In January 2002 Gonzales wrote a memo to the President arguing that Geneva Convention protections should not extend to the prisoners at Guantánamo. Gonzales wrote that in the war on terror, the Geneva Conventions are “obsolete” and “quaint” and would impede the interrogation of enemy combatants. It is only a few short steps down the slippery slope from that view to the torture US agents have inflicted on detainees in Iraq, Guantánamo and elsewhere.

One giant step down that slope may have been the infamous “torture memo” of August 1, 2002. Gonzales didn’t write this one–it was drafted by the Justice Department’s Office of Legal Counsel–but he’s the only person on the “To” line, which means he must have requested it. Its clear intent is to evade the mandates of federal criminal law and international treaties banning torture. According to the memo, detainees may be threatened with death, as long as it’s not imminent death, and may be subjected to physical pain, as long as it’s less than that which accompanies “serious physical injury, such as organ failure.” Perhaps most troubling, it argues that the President cannot be bound by laws forbidding torture, because that would “violate the Constitution’s sole vesting of the commander-in-chief authority” in him.

When the torture memo was leaked in the summer of 2004, in the wake of the Abu Ghraib scandal, Gonzales denounced it as “irrelevant and unnecessary.” But why didn’t Gonzales do so when he first received the memo nearly two years earlier? Why did it find its way almost verbatim into a Pentagon memo on interrogations six months later? And why did he request the memo in the first place? Until these questions are answered, the rule of law will not be restored.

The reasons to question Gonzales’s commitment to the rule of law do not stop at his role in combating terror. Gonzales previously served as counsel to then-Governor Bush in Texas, and in that capacity had the unenviable task of advising the governor on whether to exercise his pardon power with respect to upcoming executions. During his tenure, Gonzales wrote memos and briefed the governor on fifty-seven executions. In every case, Bush let the execution go forward. Alan Berlow obtained and reviewed Gonzales’s memos, which served as the basis for Bush’s decisions, and wrote for The Atlantic Monthly that they “repeatedly failed to apprise the governor of crucial issues in the cases at hand: ineffective counsel, conflict of interest, mitigating evidence, even actual evidence of innocence.” No decision is more important than whether to put a person to death (although whether to torture him surely comes close), yet Gonzales’s memos consistently left out the best arguments for favoring life. Much as he did during the formulation of the tribunal policy, Gonzales screened out dissenting views.

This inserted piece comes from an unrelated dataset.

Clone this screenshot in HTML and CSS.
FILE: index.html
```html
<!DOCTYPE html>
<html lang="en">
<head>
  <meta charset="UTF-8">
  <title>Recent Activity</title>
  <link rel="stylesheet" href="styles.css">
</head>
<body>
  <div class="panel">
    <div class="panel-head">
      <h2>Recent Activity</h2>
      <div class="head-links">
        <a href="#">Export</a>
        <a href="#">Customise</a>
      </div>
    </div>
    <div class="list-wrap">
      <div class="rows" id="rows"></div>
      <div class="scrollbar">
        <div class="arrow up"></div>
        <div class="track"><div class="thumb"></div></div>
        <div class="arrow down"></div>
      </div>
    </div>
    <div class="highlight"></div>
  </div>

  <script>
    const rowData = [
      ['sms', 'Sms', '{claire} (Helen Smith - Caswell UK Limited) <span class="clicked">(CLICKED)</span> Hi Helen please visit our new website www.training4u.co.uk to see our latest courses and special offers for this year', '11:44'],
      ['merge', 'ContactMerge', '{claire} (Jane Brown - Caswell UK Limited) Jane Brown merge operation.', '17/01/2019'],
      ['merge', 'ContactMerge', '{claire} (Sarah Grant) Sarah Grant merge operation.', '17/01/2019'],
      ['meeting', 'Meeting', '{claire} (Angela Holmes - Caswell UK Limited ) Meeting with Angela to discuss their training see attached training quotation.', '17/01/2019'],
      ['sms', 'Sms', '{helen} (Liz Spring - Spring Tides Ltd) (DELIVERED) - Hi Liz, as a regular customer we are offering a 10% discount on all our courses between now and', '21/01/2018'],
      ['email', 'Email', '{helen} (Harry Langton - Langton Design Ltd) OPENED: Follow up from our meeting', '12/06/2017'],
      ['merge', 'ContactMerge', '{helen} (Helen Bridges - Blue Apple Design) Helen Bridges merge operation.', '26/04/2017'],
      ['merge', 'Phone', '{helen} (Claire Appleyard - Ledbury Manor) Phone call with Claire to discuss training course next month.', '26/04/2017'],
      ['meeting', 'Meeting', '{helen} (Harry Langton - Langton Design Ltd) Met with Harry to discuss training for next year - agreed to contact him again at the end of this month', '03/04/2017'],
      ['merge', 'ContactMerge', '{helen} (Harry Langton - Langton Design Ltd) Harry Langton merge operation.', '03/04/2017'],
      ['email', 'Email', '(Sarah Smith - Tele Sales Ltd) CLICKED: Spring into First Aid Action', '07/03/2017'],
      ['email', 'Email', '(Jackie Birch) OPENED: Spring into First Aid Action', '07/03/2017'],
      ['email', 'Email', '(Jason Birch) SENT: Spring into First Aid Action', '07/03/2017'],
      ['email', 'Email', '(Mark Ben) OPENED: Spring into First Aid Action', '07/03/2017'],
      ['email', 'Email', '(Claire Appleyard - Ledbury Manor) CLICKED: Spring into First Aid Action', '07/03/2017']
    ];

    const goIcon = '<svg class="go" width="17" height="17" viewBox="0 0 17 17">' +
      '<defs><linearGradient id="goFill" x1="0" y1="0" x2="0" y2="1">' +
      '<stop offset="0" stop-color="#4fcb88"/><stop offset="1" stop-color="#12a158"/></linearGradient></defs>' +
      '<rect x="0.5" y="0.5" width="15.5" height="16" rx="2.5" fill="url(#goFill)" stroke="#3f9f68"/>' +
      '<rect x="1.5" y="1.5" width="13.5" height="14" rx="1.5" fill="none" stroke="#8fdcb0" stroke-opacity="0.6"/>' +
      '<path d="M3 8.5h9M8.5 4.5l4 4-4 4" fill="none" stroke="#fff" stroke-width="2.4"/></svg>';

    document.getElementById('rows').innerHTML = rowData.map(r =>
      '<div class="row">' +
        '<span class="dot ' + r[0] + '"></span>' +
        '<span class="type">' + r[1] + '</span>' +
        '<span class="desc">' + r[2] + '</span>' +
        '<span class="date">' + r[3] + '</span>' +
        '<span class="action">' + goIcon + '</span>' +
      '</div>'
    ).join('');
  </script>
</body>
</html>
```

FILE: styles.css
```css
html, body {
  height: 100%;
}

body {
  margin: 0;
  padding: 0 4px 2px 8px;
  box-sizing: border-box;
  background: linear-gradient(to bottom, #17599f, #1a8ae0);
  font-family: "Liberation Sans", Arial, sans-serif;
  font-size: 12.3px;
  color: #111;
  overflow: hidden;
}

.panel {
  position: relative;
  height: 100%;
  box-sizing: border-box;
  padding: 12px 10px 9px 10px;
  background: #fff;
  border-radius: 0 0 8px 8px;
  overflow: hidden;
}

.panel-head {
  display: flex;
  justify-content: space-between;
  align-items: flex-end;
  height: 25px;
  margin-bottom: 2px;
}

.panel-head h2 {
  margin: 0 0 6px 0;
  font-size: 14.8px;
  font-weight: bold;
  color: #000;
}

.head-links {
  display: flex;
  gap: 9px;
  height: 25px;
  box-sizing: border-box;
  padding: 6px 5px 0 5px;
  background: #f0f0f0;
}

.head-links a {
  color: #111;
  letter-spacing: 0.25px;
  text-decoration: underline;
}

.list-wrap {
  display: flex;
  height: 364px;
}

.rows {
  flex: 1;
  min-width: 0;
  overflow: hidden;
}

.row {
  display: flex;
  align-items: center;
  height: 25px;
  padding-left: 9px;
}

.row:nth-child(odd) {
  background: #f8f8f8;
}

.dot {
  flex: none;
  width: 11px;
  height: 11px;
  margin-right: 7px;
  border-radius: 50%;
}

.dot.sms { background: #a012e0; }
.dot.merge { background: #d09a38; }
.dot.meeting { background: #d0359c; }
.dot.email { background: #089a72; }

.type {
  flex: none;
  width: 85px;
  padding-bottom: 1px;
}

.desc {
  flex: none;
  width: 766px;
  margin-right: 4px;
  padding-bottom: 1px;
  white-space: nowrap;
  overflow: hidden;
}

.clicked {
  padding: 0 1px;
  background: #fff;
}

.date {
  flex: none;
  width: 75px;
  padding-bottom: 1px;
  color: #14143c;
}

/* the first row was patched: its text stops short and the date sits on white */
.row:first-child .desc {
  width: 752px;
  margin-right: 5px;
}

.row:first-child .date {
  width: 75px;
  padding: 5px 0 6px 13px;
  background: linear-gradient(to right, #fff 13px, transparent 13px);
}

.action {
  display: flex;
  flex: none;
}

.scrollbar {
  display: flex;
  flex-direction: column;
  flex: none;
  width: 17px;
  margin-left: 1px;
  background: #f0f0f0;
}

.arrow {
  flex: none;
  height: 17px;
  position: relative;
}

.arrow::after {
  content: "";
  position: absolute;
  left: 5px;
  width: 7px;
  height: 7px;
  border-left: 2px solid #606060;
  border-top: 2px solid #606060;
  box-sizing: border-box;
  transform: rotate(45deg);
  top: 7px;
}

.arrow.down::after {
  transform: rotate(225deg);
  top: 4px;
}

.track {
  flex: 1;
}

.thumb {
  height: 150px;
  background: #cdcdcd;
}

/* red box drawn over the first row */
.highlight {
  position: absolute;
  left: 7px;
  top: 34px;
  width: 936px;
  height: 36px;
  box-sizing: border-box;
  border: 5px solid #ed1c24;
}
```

Senator Charles Schumer has said that Gonzales is “a better candidate than John Ashcroft.” But that’s a pretty low standard. Wouldn’t it be better to take Gonzales at his word, and ask whether he can restore the rule of law? Nowhere has that value suffered more than in the Administration’s policies on the detention, interrogation and torture of prisoners of war. How is a man who made Ashcroft appear moderate on those issues going to restore what Ashcroft has torn asunder?